- Keywords: Adversarial Robustness, Label Flipping Attack, Data Poisoning Attack
- TL;DR: We propose a classifier that is certifiably robust against an adversary that flips labels to target each test point independently; we then show how this classifier can be evaluated at no additional runtime cost over traditional classification.
- Abstract: This paper considers label-flipping attacks, a type of data poisoning attack where an adversary relabels a small number of examples in a training set in order to degrade the performance of the resulting classifier. In this work, we propose a strategy to build classifiers that are certifiably robust against a strong variant of label-flipping, where the adversary can target each test example independently.
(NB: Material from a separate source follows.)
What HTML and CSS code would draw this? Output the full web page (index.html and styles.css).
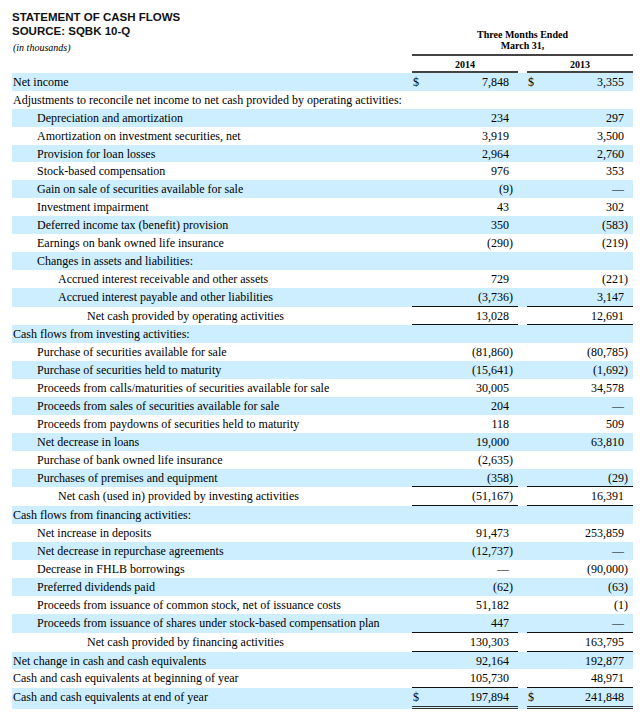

In other words, for each test point, our classifier makes a prediction and includes a certification that its prediction would be the same had some number of training labels been changed adversarially. Our approach leverages randomized smoothing, a technique that has previously been used to guarantee test-time robustness to adversarial manipulation of the input to a classifier. Further, we obtain these certified bounds with no additional runtime cost over standard classification. On the Dogfish binary classification task from ImageNet, in the face of an adversary who is allowed to flip 10 labels to individually target each test point, the baseline undefended classifier achieves no more than 29.3% accuracy; we obtain a classifier that maintains 64.2% certified accuracy against the same adversary.